((
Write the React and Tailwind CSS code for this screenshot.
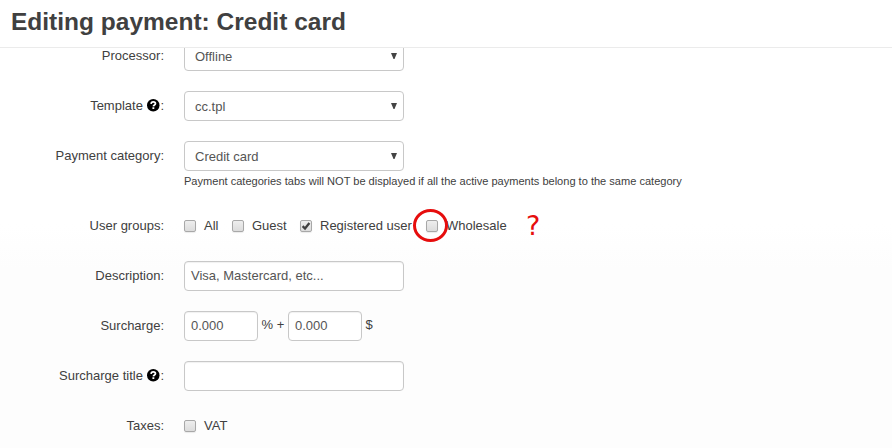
function HelpIcon() {
  return (
    <svg className="-mt-[1.5px] mr-[0.5px] ml-[4.5px] h-[12.5px] w-[12.5px] shrink-0" viewBox="0 0 12 12">
      <circle cx="6" cy="6" r="6" fill="#000" />
      <path d="M3.9 4.7C4 3.2 4.9 2.7 6 2.7S8.1 3.4 8.1 4.5C8.1 5.8 6.2 5.7 6.1 7.1" fill="none" stroke="#fff" strokeWidth="1.7" />
      <rect x="5.2" y="7.9" width="1.8" height="1.7" fill="#fff" />
    </svg>
  );
}

function Row({ label, help, children }) {
  return (
    <div className="flex h-[50px] shrink-0 items-start gap-5">
      <div className="flex w-[164px] items-center justify-end pt-[5px] whitespace-nowrap">
        {help ? <>{label}<HelpIcon />:</> : `${label}:`}
      </div>
      {children}
    </div>
  );
}

function Select({ value }) {
  return (
    <div className="flex h-[30px] w-[220px] items-center justify-between rounded-[4px] border border-[#c8c8c8] bg-white pt-px pr-[6px] pl-[10px] text-[#555]">
      <span>{value}</span>
      <svg className="-mt-[2px] h-[6px] w-[6px]" viewBox="0 0 6 6">
        <path d="M0 0H6L3.5 6H2.5Z" fill="#444" />
      </svg>
    </div>
  );
}

function Input({ value, width = "w-[220px]" }) {
  return (
    <div className={`flex h-[30px] items-center rounded-[4px] border border-[#c8c8c8] bg-white px-[6px] text-[#555] shadow-[inset_0_1px_1px_rgba(0,0,0,0.06)] ${width}`}>
      {value}
    </div>
  );
}

function Check({ label, checked, marked }) {
  return (
    <div className="flex items-center gap-2 pt-[5px]">
      <span className="relative h-3 w-3 shrink-0 rounded-[2px] border border-[#a8a8a8] bg-linear-to-b from-[#eeeeee] to-[#dcdcdc] shadow-[0_1px_1px_rgba(0,0,0,0.08)]">
        {checked && (
          <svg className="absolute top-0 left-0 h-[10px] w-[10px]" viewBox="0 0 10 10">
            <path d="M1.6 5.2L4 7.5L8.4 2.1" fill="none" stroke="#404040" strokeWidth="2.3" />
          </svg>
        )}
        {marked && (
          <svg className="absolute -top-[13px] -left-[14px] z-10 h-[34px] w-[36px] max-w-none" viewBox="0 0 36 34">
            <ellipse cx="17.5" cy="17.5" rx="16" ry="15" fill="none" stroke="#e60d0d" strokeWidth="3" />
          </svg>
        )}
      </span>
      <span>{label}</span>
    </div>
  );
}

export default function App() {
  return (
    <div className="flex h-[448px] w-[892px] flex-col overflow-hidden bg-linear-to-b from-white from-50% to-[#fdfdfd] to-60% font-['Liberation_Sans',Arial,sans-serif] text-[13px] leading-5 text-[#404040]">
      <header className="flex h-12 shrink-0 items-center border-b border-[#ebebeb] bg-white pb-1 pl-[11px]">
        <h1 className="text-[24.5px] leading-8 font-bold">Editing payment: Credit card</h1>
      </header>
      <main className="min-h-0 flex-1 overflow-hidden">
        <form className="-mt-[7px] flex flex-col">
          <Row label="Processor"><Select value="Offline" /></Row>
          <Row label="Template" help><Select value="cc.tpl" /></Row>
          <Row label="Payment category">
            <div>
              <Select value="Credit card" />
              <p className="text-[11.05px] leading-5 whitespace-nowrap">Payment categories tabs will NOT be displayed if all the active payments belong to the same category</p>
            </div>
          </Row>
          <div className="mt-5">
            <Row label="User groups">
              <div className="flex items-start">
                <div className="w-12"><Check label="All" /></div>
                <div className="w-[68px]"><Check label="Guest" /></div>
                <div className="w-[126px] whitespace-nowrap"><Check label="Registered user" checked /></div>
                <div className="w-[100px]"><Check label="Wholesale" marked /></div>
                <span className="font-['DejaVu_Sans',sans-serif] text-[27px] leading-[30px] text-[#e60d0d]">?</span>
              </div>
            </Row>
          </div>
          <Row label="Description"><Input value="Visa, Mastercard, etc..." /></Row>
          <Row label="Surcharge">
            <div className="flex items-center">
              <Input value="0.000" width="w-[74px]" />
              <span className="w-[30px] pb-[2px] pl-[3.5px] whitespace-nowrap">% +</span>
              <Input value="0.000" width="w-[74px]" />
              <span className="pb-[2px] pl-[3.5px]">$</span>
            </div>
          </Row>
          <Row label="Surcharge title" help><Input /></Row>
          <Row label="Taxes"><Check label="VAT" /></Row>
        </form>
      </main>
    </div>
  );
}
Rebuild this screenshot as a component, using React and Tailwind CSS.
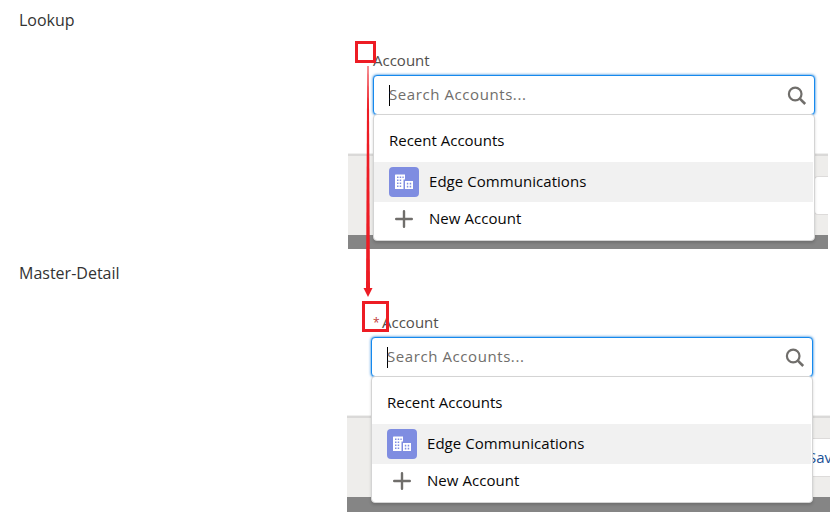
import React from "react";

const SANS = "font-['Open_Sans','Noto_Sans',sans-serif] font-normal";

function SearchIcon() {
  return (
    <svg className="h-5 w-5 shrink-0" viewBox="0 0 20 20" fill="none" stroke="#706e6b">
      <circle cx="8.2" cy="9" r="6.3" strokeWidth="2.2" />
      <path d="M12.8 13.6 L18.2 19" strokeWidth="2.6" />
    </svg>
  );
}

function AccountIcon() {
  return (
    <svg className="h-[30px] w-[30px] shrink-0 rounded bg-[#7f8de1]" viewBox="0 0 30 30">
      <path
        fill="#fff"
        fillRule="evenodd"
        d="M6.500 7.500H16v5H14.500v9.500H6V8zM8 9.500v1.500h1.500v-1.500zM10.700 9.500v1.500h1.500v-1.500zM13.400 9.500v1.500h1.300v-1.500zM8 12.500v1.500h1.500v-1.500zM10.700 12.500v1.500h1.500v-1.500zM8 15.500v1.500h1.500v-1.500zM10.700 15.500v1.500h1.500v-1.500zM8 18.500v1.500h1.500v-1.500zM10.700 18.500v1.500h1.500v-1.500zM16 14h8v8H16zM17.800 15.800v1.700h1.500v-1.700zM20.700 15.800v1.700h1.500v-1.700zM17.800 18.700v1.700h1.500v-1.700zM20.700 18.700v1.700h1.500v-1.700z"
      />
    </svg>
  );
}

function PlusIcon() {
  return (
    <svg className="h-[18px] w-[18px] shrink-0" viewBox="0 0 18 18" stroke="#706e6b" strokeWidth="2.4" strokeLinecap="round">
      <path d="M9 1.200V16.800M1.200 9H16.800" />
    </svg>
  );
}

function Menu() {
  return (
    <div className="absolute inset-x-0 top-[39px] z-10 h-[127px] rounded border border-[#d4d4d4] bg-white text-[15px] text-[#080707] shadow-[0_2px_3px_rgba(0,0,0,0.16)]">
      <div className="flex h-[47px] items-center pt-[3px] pl-[15px]">
        <span>Recent Accounts</span>
      </div>
      <div className="mr-px flex h-10 items-center gap-[10px] bg-[#f1f1f1] pl-[15px]">
        <AccountIcon />
        <span className="pb-[2px] tracking-[0.05px]">Edge Communications</span>
      </div>
      <div className="flex h-[33px] items-center gap-4 pl-[21px]">
        <PlusIcon />
        <span className="tracking-[0.05px]">New Account</span>
      </div>
    </div>
  );
}

function LookupField() {
  return (
    <div className="relative h-10 w-[442px]">
      <div className="flex h-10 items-center justify-between rounded border border-[#1589ee] bg-white pr-[7px] pl-[15px] shadow-[0_0_3px_#0070d2]">
        <div className="flex items-center">
          <span className="h-[21px] w-px bg-black" />
          <span className="-ml-px pb-[2px] text-[15px] tracking-[0.58px] text-[#706e6b]">Search Accounts...</span>
        </div>
        <SearchIcon />
      </div>
      <Menu />
    </div>
  );
}

function Footer({ children }) {
  return (
    <div className="flex h-[82px] flex-col bg-[#eeedeb]">
      <div className="h-px bg-[#efefee]" />
      <div className="h-[2px] bg-[#dad9d8]" />
      <div className="flex flex-1 items-center justify-end">{children}</div>
    </div>
  );
}

export default function App() {
  return (
    <main className="relative h-[514px] w-[835px] overflow-hidden bg-white">
      <section className="flex h-[253px]">
        <h2 className="w-[348px] pt-2 pl-[19px] font-['Open_Sans',sans-serif] text-[16px] leading-6 text-[#333]">Lookup</h2>
        <div className={`flex h-[249px] w-[480px] flex-col overflow-hidden ${SANS}`}>
          <div className="h-[153px] pt-[46px] pl-[25px]">
            <div className="h-[29px] text-[15px] leading-[29px] text-[#514f4d]">Account</div>
            <LookupField />
          </div>
          <Footer>
            <div className="h-[39px] w-[14px] rounded-l border border-r-0 border-[#dddbda] bg-white" />
          </Footer>
          <div className="h-[14px] bg-[#858585]" />
        </div>
      </section>

      <section className="flex h-[259px]">
        <h2 className="w-[347px] pt-2 pl-[19px] font-['Open_Sans',sans-serif] text-[16px] leading-6 text-[#333]">Master-Detail</h2>
        <div className={`flex h-[259px] w-[483px] flex-col overflow-hidden ${SANS}`}>
          <div className="h-[162px] pt-[55px] pl-[24px]">
            <div className="flex h-[29px] gap-[3px] pl-[2px] text-[15px] leading-[29px] text-[#514f4d]">
              <span className="w-[6px] text-[12px] text-[#c23934]">*</span>
              <span>Account</span>
            </div>
            <LookupField />
          </div>
          <Footer>
            <div className="flex h-[39px] w-[24px] items-center overflow-hidden border-y border-[#dddbda] bg-white pl-[2px] text-[15px] text-[#1b5297]">
              Save
            </div>
          </Footer>
          <div className="h-[15px] bg-[#858585]" />
        </div>
      </section>

      {/* Callouts drawn over both examples */}
      <div className="absolute top-[41px] left-[355px] z-20 h-[22px] w-[21px] border-3 border-[#ed1c24]" />
      <div className="absolute top-[301px] left-[362px] z-20 h-[31px] w-[27px] border-3 border-[#ed1c24]" />
      <svg className="absolute top-[66px] left-[363px] z-20 h-[231px] w-[10px]" viewBox="0 0 10 231">
        <defs>
          <linearGradient id="shaft" x1="0" y1="0" x2="0" y2="1">
            <stop offset="0" stopColor="#f4777c" />
            <stop offset="0.2" stopColor="#ed1c24" />
          </linearGradient>
        </defs>
        <path fill="url(#shaft)" d="M4.200 0H5.800L7 222H3z" />
        <path fill="#ed1c24" d="M0.500 222H9.500L5 231z" />
      </svg>
    </main>
  );
}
))
● CHALLENGE
Locate all lines in the listing above with the word "React" and copy them.

● REPLY TO THE EXERCISE
Write the React and Tailwind CSS code for this screenshot.
Rebuild this screenshot as a component, using React and Tailwind CSS.
import React from "react";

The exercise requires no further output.